Not all pressure is created equal. There is a difference between a parent who wants you to be better in the way you want to be, who sees you, who is rooting for the version of you that you’re trying to build, and a parent who is living vicariously, projecting their own unfinished story onto yours. One is love. The other is weight disguised as love.
And then there’s social media. A highlight reel of curated ambition, people performing pressure for views. That is not a valid source. That is noise. Before you let something drive you, ask yourself if it’s even real, or if someone just needed content.
2. Examine how you’re interacting with it.
Here’s a simple way to know if your pressure is working for you: it pushes you forward without making you feel like you’re falling behind. There’s a difference between being driven and being chased.
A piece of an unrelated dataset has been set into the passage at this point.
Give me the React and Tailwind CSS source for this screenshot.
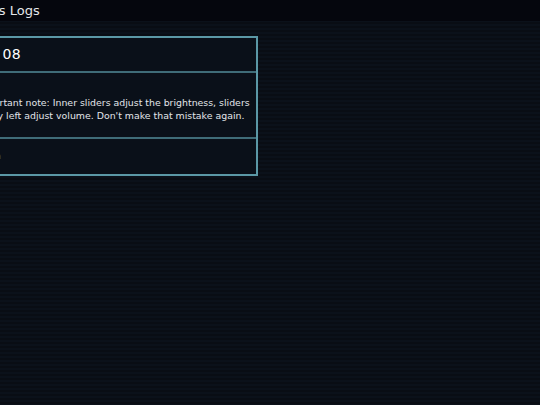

One feels like momentum. The other feels like panic. If every step forward still feels like you’re losing ground, the pressure isn’t motivating you, it’s consuming you. That’s worth paying attention to.
3. Ask yourself: is this pressure a privilege?
Sometimes the answer is yes. If you feel pressure because someone is genuinely rooting for you, a parent, a mentor, a community, that is a gift. Not everyone has that. Some people are out here with no one watching, no one expecting anything, no one who would notice either way. If someone cares enough about your life to put weight behind it, that pressure is a form of love. Receive it that way.
And so.
Pressure is not the enemy. It never was. The question has always been where it comes from, how you carry it, and whether you’re lucky enough to recognize it as something given to you by people who believe in what you can become.
The goal was to eat. Don’t let the plate overwhelm you. But don’t walk away from the table either.